WORK INSTRUCTIONS: Retype the whole listing verbatim and keep the pictures out of it.

DATA PROVIDED:
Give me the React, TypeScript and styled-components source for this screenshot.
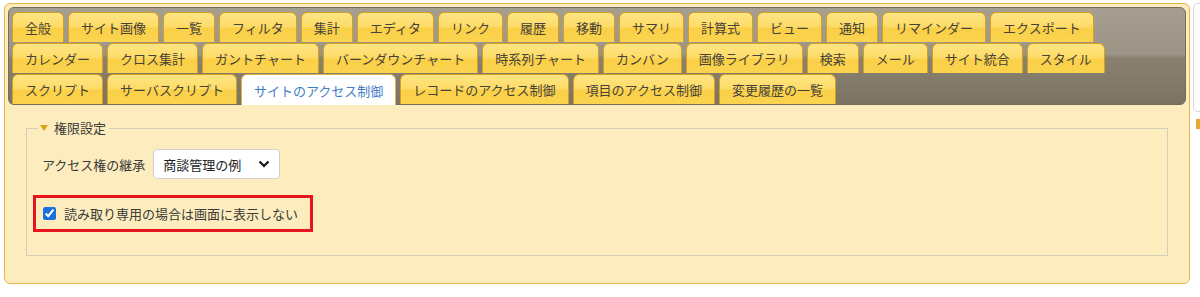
import styled, { createGlobalStyle } from "styled-components";

const GlobalStyle = createGlobalStyle`
  html, body {
    margin: 0;
    padding: 0;
    background: #fff;
  }
  body {
    font-family: "Noto Sans CJK JP", "Noto Sans", sans-serif;
    width: 1200px;
    height: 297px;
    overflow: hidden;
  }
`;

const Page = styled.div`
  display: flex;
  align-items: flex-start;
  gap: 3px;
  padding: 3px 0 0 4px;
  width: 1200px;
  box-sizing: border-box;
  overflow: hidden;
`;

const Panel = styled.div`
  width: 1186px;
  height: 281px;
  flex-shrink: 0;
  box-sizing: border-box;
  border: 1px solid #e7b647;
  border-radius: 6px;
  background: #fdedbe;
  padding: 3px;
  display: flex;
  flex-direction: column;
`;

const TabBar = styled.div`
  border: 1px solid #746c5d;
  border-radius: 6px;
  background: linear-gradient(
    #a69e91 0%,
    #9c9485 48%,
    #8a8171 52%,
    #7b7363 100%
  );
  padding: 4px 3px 0;
  display: flex;
  flex-direction: column;
  gap: 1px;
`;

const TabRow = styled.div`
  display: flex;
  align-items: flex-start;
  gap: 4px;
  height: 30px;
`;

const Tab = styled.div<{ $active?: boolean }>`
  height: ${(p) => (p.$active ? "31px" : "30px")};
  box-sizing: border-box;
  padding: 0 12px;
  border: 1px solid ${(p) => (p.$active ? "#e0b240" : "#d5a01f")};
  border-bottom: none;
  border-radius: 6px 6px 0 0;
  font-size: 13px;
  white-space: nowrap;
  display: flex;
  align-items: center;
  color: ${(p) => (p.$active ? "#3f7cc6" : "#46423a")};
  background: ${(p) =>
    p.$active
      ? "#ffffff"
      : "linear-gradient(#fee584 0%, #fddb66 48%, #fbd048 52%, #fbd34f 100%)"};
  position: relative;
  z-index: ${(p) => (p.$active ? 1 : 0)};
`;

const Fieldset = styled.fieldset`
  margin: 14px 18px 0 18px;
  border: 1px solid #d5cdbb;
  padding: 12px 0 23px 11px;
  min-width: 0;
`;

const Legend = styled.legend`
  padding: 0 3px 0 2px;
  font-size: 13px;
  line-height: 18px;
  color: #3a3a3a;
  display: flex;
  align-items: center;
  gap: 6px;
`;

const Body = styled.div`
  display: flex;
  flex-direction: column;
  align-items: flex-start;
  gap: 16px;
  padding-left: 4px;
`;

const FieldRow = styled.div`
  display: flex;
  align-items: center;
  gap: 8px;
  font-size: 13px;
  color: #3a3a3a;
`;

const Picker = styled.div`
  width: 127px;
  height: 30px;
  box-sizing: border-box;
  border: 1px solid #cfcfcf;
  border-radius: 4px;
  background: #fff;
  display: flex;
  align-items: center;
  justify-content: space-between;
  padding: 0 9px;
  font-size: 13px;
  color: #222;
`;

const Highlight = styled.label`
  margin-left: -9px;
  width: 280px;
  height: 37px;
  box-sizing: border-box;
  border: 3px solid #e8141e;
  display: flex;
  align-items: center;
  gap: 8px;
  padding-left: 7px;
  font-size: 13px;
  color: #3a3a3a;
`;

const Check = styled.input`
  width: 13px;
  height: 13px;
  margin: 0;
  accent-color: #1b6fde;
`;

const Side = styled.div`
  display: flex;
  flex-direction: column;
  gap: 7px;
  flex-shrink: 0;
  width: 12px;
`;

const SideBox = styled.div`
  height: 107px;
  border: 1px solid #d6d6d6;
  border-radius: 5px;
  background: #fff;
`;

const SideMark = styled.div`
  margin-left: 3px;
  width: 4px;
  height: 10px;
  background: #e8a92c;
`;

const rows: string[][] = [
  [
    "全般",
    "サイト画像",
    "一覧",
    "フィルタ",
    "集計",
    "エディタ",
    "リンク",
    "履歴",
    "移動",
    "サマリ",
    "計算式",
    "ビュー",
    "通知",
    "リマインダー",
    "エクスポート",
  ],
  [
    "カレンダー",
    "クロス集計",
    "ガントチャート",
    "バーンダウンチャート",
    "時系列チャート",
    "カンバン",
    "画像ライブラリ",
    "検索",
    "メール",
    "サイト統合",
    "スタイル",
  ],
  [
    "スクリプト",
    "サーバスクリプト",
    "サイトのアクセス制御",
    "レコードのアクセス制御",
    "項目のアクセス制御",
    "変更履歴の一覧",
  ],
];

const active = "サイトのアクセス制御";

export default function App() {
  return (
    <>
      <GlobalStyle />
      <Page>
        <Panel>
          <TabBar>
            {rows.map((row, i) => (
              <TabRow key={i}>
                {row.map((t) => (
                  <Tab key={t} $active={t === active}>
                    {t}
                  </Tab>
                ))}
              </TabRow>
            ))}
          </TabBar>
          <Fieldset>
            <Legend>
              <svg width="8" height="6" viewBox="0 0 8 6">
                <path d="M0 0 L8 0 L4 6 Z" fill="#d9a21c" />
              </svg>
              権限設定
            </Legend>
            <Body>
              <FieldRow>
                アクセス権の継承
                <Picker>
                  商談管理の例
                  <svg width="12" height="8" viewBox="0 0 12 8">
                    <path
                      d="M1.5 1.5 L6 6 L10.5 1.5"
                      fill="none"
                      stroke="#111"
                      strokeWidth="2.2"
                    />
                  </svg>
                </Picker>
              </FieldRow>
              <Highlight>
                <Check type="checkbox" defaultChecked />
                読み取り専用の場合は画面に表示しない
              </Highlight>
            </Body>
          </Fieldset>
        </Panel>
        <Side>
          <SideBox />
          <SideMark />
        </Side>
      </Page>
    </>
  );
}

RESULT OF THE EXERCISE:
Give me the React, TypeScript and styled-components source for this screenshot.
import styled, { createGlobalStyle } from "styled-components";

const GlobalStyle = createGlobalStyle`
  html, body {
    margin: 0;
    padding: 0;
    background: #fff;
  }
  body {
    font-family: "Noto Sans CJK JP", "Noto Sans", sans-serif;
    width: 1200px;
    height: 297px;
    overflow: hidden;
  }
`;

const Page = styled.div`
  display: flex;
  align-items: flex-start;
  gap: 3px;
  padding: 3px 0 0 4px;
  width: 1200px;
  box-sizing: border-box;
  overflow: hidden;
`;

const Panel = styled.div`
  width: 1186px;
  height: 281px;
  flex-shrink: 0;
  box-sizing: border-box;
  border: 1px solid #e7b647;
  border-radius: 6px;
  background: #fdedbe;
  padding: 3px;
  display: flex;
  flex-direction: column;
`;

const TabBar = styled.div`
  border: 1px solid #746c5d;
  border-radius: 6px;
  background: linear-gradient(
    #a69e91 0%,
    #9c9485 48%,
    #8a8171 52%,
    #7b7363 100%
  );
  padding: 4px 3px 0;
  display: flex;
  flex-direction: column;
  gap: 1px;
`;

const TabRow = styled.div`
  display: flex;
  align-items: flex-start;
  gap: 4px;
  height: 30px;
`;

const Tab = styled.div<{ $active?: boolean }>`
  height: ${(p) => (p.$active ? "31px" : "30px")};
  box-sizing: border-box;
  padding: 0 12px;
  border: 1px solid ${(p) => (p.$active ? "#e0b240" : "#d5a01f")};
  border-bottom: none;
  border-radius: 6px 6px 0 0;
  font-size: 13px;
  white-space: nowrap;
  display: flex;
  align-items: center;
  color: ${(p) => (p.$active ? "#3f7cc6" : "#46423a")};
  background: ${(p) =>
    p.$active
      ? "#ffffff"
      : "linear-gradient(#fee584 0%, #fddb66 48%, #fbd048 52%, #fbd34f 100%)"};
  position: relative;
  z-index: ${(p) => (p.$active ? 1 : 0)};
`;

const Fieldset = styled.fieldset`
  margin: 14px 18px 0 18px;
  border: 1px solid #d5cdbb;
  padding: 12px 0 23px 11px;
  min-width: 0;
`;

const Legend = styled.legend`
  padding: 0 3px 0 2px;
  font-size: 13px;
  line-height: 18px;
  color: #3a3a3a;
  display: flex;
  align-items: center;
  gap: 6px;
`;

const Body = styled.div`
  display: flex;
  flex-direction: column;
  align-items: flex-start;
  gap: 16px;
  padding-left: 4px;
`;

const FieldRow = styled.div`
  display: flex;
  align-items: center;
  gap: 8px;
  font-size: 13px;
  color: #3a3a3a;
`;

const Picker = styled.div`
  width: 127px;
  height: 30px;
  box-sizing: border-box;
  border: 1px solid #cfcfcf;
  border-radius: 4px;
  background: #fff;
  display: flex;
  align-items: center;
  justify-content: space-between;
  padding: 0 9px;
  font-size: 13px;
  color: #222;
`;

const Highlight = styled.label`
  margin-left: -9px;
  width: 280px;
  height: 37px;
  box-sizing: border-box;
  border: 3px solid #e8141e;
  display: flex;
  align-items: center;
  gap: 8px;
  padding-left: 7px;
  font-size: 13px;
  color: #3a3a3a;
`;

const Check = styled.input`
  width: 13px;
  height: 13px;
  margin: 0;
  accent-color: #1b6fde;
`;

const Side = styled.div`
  display: flex;
  flex-direction: column;
  gap: 7px;
  flex-shrink: 0;
  width: 12px;
`;

const SideBox = styled.div`
  height: 107px;
  border: 1px solid #d6d6d6;
  border-radius: 5px;
  background: #fff;
`;

const SideMark = styled.div`
  margin-left: 3px;
  width: 4px;
  height: 10px;
  background: #e8a92c;
`;

const rows: string[][] = [
  [
    "全般",
    "サイト画像",
    "一覧",
    "フィルタ",
    "集計",
    "エディタ",
    "リンク",
    "履歴",
    "移動",
    "サマリ",
    "計算式",
    "ビュー",
    "通知",
    "リマインダー",
    "エクスポート",
  ],
  [
    "カレンダー",
    "クロス集計",
    "ガントチャート",
    "バーンダウンチャート",
    "時系列チャート",
    "カンバン",
    "画像ライブラリ",
    "検索",
    "メール",
    "サイト統合",
    "スタイル",
  ],
  [
    "スクリプト",
    "サーバスクリプト",
    "サイトのアクセス制御",
    "レコードのアクセス制御",
    "項目のアクセス制御",
    "変更履歴の一覧",
  ],
];

const active = "サイトのアクセス制御";

export default function App() {
  return (
    <>
      <GlobalStyle />
      <Page>
        <Panel>
          <TabBar>
            {rows.map((row, i) => (
              <TabRow key={i}>
                {row.map((t) => (
                  <Tab key={t} $active={t === active}>
                    {t}
                  </Tab>
                ))}
              </TabRow>
            ))}
          </TabBar>
          <Fieldset>
            <Legend>
              <svg width="8" height="6" viewBox="0 0 8 6">
                <path d="M0 0 L8 0 L4 6 Z" fill="#d9a21c" />
              </svg>
              権限設定
            </Legend>
            <Body>
              <FieldRow>
                アクセス権の継承
                <Picker>
                  商談管理の例
                  <svg width="12" height="8" viewBox="0 0 12 8">
                    <path
                      d="M1.5 1.5 L6 6 L10.5 1.5"
                      fill="none"
                      stroke="#111"
                      strokeWidth="2.2"
                    />
                  </svg>
                </Picker>
              </FieldRow>
              <Highlight>
                <Check type="checkbox" defaultChecked />
                読み取り専用の場合は画面に表示しない
              </Highlight>
            </Body>
          </Fieldset>
        </Panel>
        <Side>
          <SideBox />
          <SideMark />
        </Side>
      </Page>
    </>
  );
}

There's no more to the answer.